> **AIM OF THE EXERCISE**
Transcribe the listing in full, excluding any pictures.

> **GIVEN MATERIAL**
□ □ □

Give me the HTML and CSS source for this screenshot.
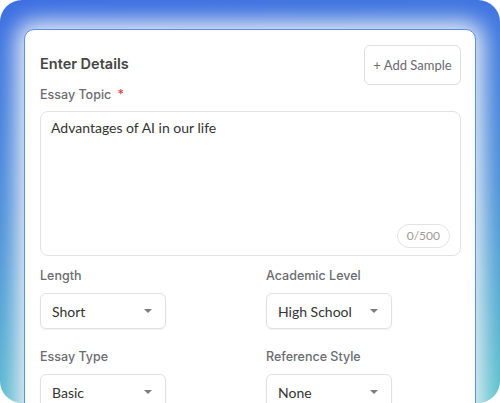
FILE: index.html
```html
<!DOCTYPE html>
<html>
<head>
<meta charset="utf-8">
<link rel="stylesheet" href="styles.css">
</head>
<body>
<div class="panel">
  <div class="card">
    <div class="header">
      <h2 class="title">Enter Details</h2>
      <button class="add-btn">+ Add Sample</button>
    </div>
    <label class="label">Essay Topic <span class="req">*</span></label>
    <div class="textarea">
      <div class="ta-text">Advantages of AI in our life</div>
      <div class="counter">0/500</div>
    </div>
    <div class="grid">
      <div class="field">
        <div class="label">Length</div>
        <div class="select"><span>Short</span><span class="caret"></span></div>
      </div>
      <div class="field">
        <div class="label">Academic Level</div>
        <div class="select"><span>High School</span><span class="caret"></span></div>
      </div>
      <div class="field">
        <div class="label">Essay Type</div>
        <div class="select"><span>Basic</span><span class="caret"></span></div>
      </div>
      <div class="field">
        <div class="label">Reference Style</div>
        <div class="select"><span>None</span><span class="caret"></span></div>
      </div>
    </div>
  </div>
</div>
</body>
</html>
```

FILE: styles.css
```css
* { box-sizing: border-box; }
html, body { margin: 0; padding: 0; background: #ffffff; }
body { font-family: Inter, "Open Sans", sans-serif; }
.panel {
  width: 500px;
  height: 403px;
  border-radius: 22px;
  overflow: hidden;
  background: linear-gradient(175deg, #3c6ee2 0%, #4a8fd9 50%, #5cc4cc 100%);
  padding: 29px 24px 0 24px;
}
.card {
  background: #ffffff;
  border: 1px solid #5a8fe8;
  border-radius: 10px;
  height: 420px;
  padding: 15px 14px 0 15px;
  box-shadow: 0 0 22px 8px rgba(236, 239, 246, 0.97);
}
.header {
  display: flex;
  justify-content: space-between;
  align-items: center;
  height: 40px;
}
.title {
  margin: 0;
  font-size: 14.5px;
  font-weight: 600;
  color: #454545;
  margin-top: -4px;
}
.add-btn {
  height: 40px;
  width: 97px;
  border: 1px solid #dedede;
  border-radius: 6px;
  background: #fff;
  font-family: Lato, Inter, sans-serif;
  font-size: 13px;
  color: #6a6a72;
  padding: 0;
}
.label {
  display: block;
  font-size: 12.5px;
  font-weight: 500;
  color: #6b6b72;
  line-height: 20px;
}
.req { color: #e53b3b; margin-left: 3px; }
.textarea {
  margin-top: 6px;
  height: 145px;
  border: 1px solid #e3e3e3;
  border-radius: 8px;
  display: flex;
  flex-direction: column;
  justify-content: space-between;
  padding: 7px 10px 7px 10px;
}
.ta-text { font-family: Lato, Inter, sans-serif; font-size: 14px; color: #333; line-height: 18px; }
.counter {
  align-self: flex-end;
  border: 1px solid #e3e3e3;
  border-radius: 12px;
  font-family: Lato, Inter, sans-serif;
  font-size: 12px;
  color: #9a9a9a;
  height: 24px;
  line-height: 22px;
  padding: 0 9px;
}
.grid {
  margin-top: 10px;
  display: grid;
  grid-template-columns: 195px 195px;
  column-gap: 31px;
  row-gap: 18px;
}
.field .label { margin-bottom: 7px; }
.select {
  width: 126px;
  height: 36px;
  border: 1px solid #e1e1e1;
  border-radius: 6px;
  box-shadow: 0 1px 2px rgba(0, 0, 0, 0.06);
  display: flex;
  align-items: center;
  justify-content: space-between;
  padding: 0 13px 0 11px;
  font-family: Lato, Inter, sans-serif;
  font-size: 14px;
  color: #333;
}
.caret {
  width: 0;
  height: 0;
  border-left: 4px solid transparent;
  border-right: 4px solid transparent;
  border-top: 4px solid #7d7d7d;
}
```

□ □ □

> **FINISHED EXERCISE**
Give me the HTML and CSS source for this screenshot.
FILE: index.html
```html
<!DOCTYPE html>
<html>
<head>
<meta charset="utf-8">
<link rel="stylesheet" href="styles.css">
</head>
<body>
<div class="panel">
  <div class="card">
    <div class="header">
      <h2 class="title">Enter Details</h2>
      <button class="add-btn">+ Add Sample</button>
    </div>
    <label class="label">Essay Topic <span class="req">*</span></label>
    <div class="textarea">
      <div class="ta-text">Advantages of AI in our life</div>
      <div class="counter">0/500</div>
    </div>
    <div class="grid">
      <div class="field">
        <div class="label">Length</div>
        <div class="select"><span>Short</span><span class="caret"></span></div>
      </div>
      <div class="field">
        <div class="label">Academic Level</div>
        <div class="select"><span>High School</span><span class="caret"></span></div>
      </div>
      <div class="field">
        <div class="label">Essay Type</div>
        <div class="select"><span>Basic</span><span class="caret"></span></div>
      </div>
      <div class="field">
        <div class="label">Reference Style</div>
        <div class="select"><span>None</span><span class="caret"></span></div>
      </div>
    </div>
  </div>
</div>
</body>
</html>
```

FILE: styles.css
```css
* { box-sizing: border-box; }
html, body { margin: 0; padding: 0; background: #ffffff; }
body { font-family: Inter, "Open Sans", sans-serif; }
.panel {
  width: 500px;
  height: 403px;
  border-radius: 22px;
  overflow: hidden;
  background: linear-gradient(175deg, #3c6ee2 0%, #4a8fd9 50%, #5cc4cc 100%);
  padding: 29px 24px 0 24px;
}
.card {
  background: #ffffff;
  border: 1px solid #5a8fe8;
  border-radius: 10px;
  height: 420px;
  padding: 15px 14px 0 15px;
  box-shadow: 0 0 22px 8px rgba(236, 239, 246, 0.97);
}
.header {
  display: flex;
  justify-content: space-between;
  align-items: center;
  height: 40px;
}
.title {
  margin: 0;
  font-size: 14.5px;
  font-weight: 600;
  color: #454545;
  margin-top: -4px;
}
.add-btn {
  height: 40px;
  width: 97px;
  border: 1px solid #dedede;
  border-radius: 6px;
  background: #fff;
  font-family: Lato, Inter, sans-serif;
  font-size: 13px;
  color: #6a6a72;
  padding: 0;
}
.label {
  display: block;
  font-size: 12.5px;
  font-weight: 500;
  color: #6b6b72;
  line-height: 20px;
}
.req { color: #e53b3b; margin-left: 3px; }
.textarea {
  margin-top: 6px;
  height: 145px;
  border: 1px solid #e3e3e3;
  border-radius: 8px;
  display: flex;
  flex-direction: column;
  justify-content: space-between;
  padding: 7px 10px 7px 10px;
}
.ta-text { font-family: Lato, Inter, sans-serif; font-size: 14px; color: #333; line-height: 18px; }
.counter {
  align-self: flex-end;
  border: 1px solid #e3e3e3;
  border-radius: 12px;
  font-family: Lato, Inter, sans-serif;
  font-size: 12px;
  color: #9a9a9a;
  height: 24px;
  line-height: 22px;
  padding: 0 9px;
}
.grid {
  margin-top: 10px;
  display: grid;
  grid-template-columns: 195px 195px;
  column-gap: 31px;
  row-gap: 18px;
}
.field .label { margin-bottom: 7px; }
.select {
  width: 126px;
  height: 36px;
  border: 1px solid #e1e1e1;
  border-radius: 6px;
  box-shadow: 0 1px 2px rgba(0, 0, 0, 0.06);
  display: flex;
  align-items: center;
  justify-content: space-between;
  padding: 0 13px 0 11px;
  font-family: Lato, Inter, sans-serif;
  font-size: 14px;
  color: #333;
}
.caret {
  width: 0;
  height: 0;
  border-left: 4px solid transparent;
  border-right: 4px solid transparent;
  border-top: 4px solid #7d7d7d;
}
```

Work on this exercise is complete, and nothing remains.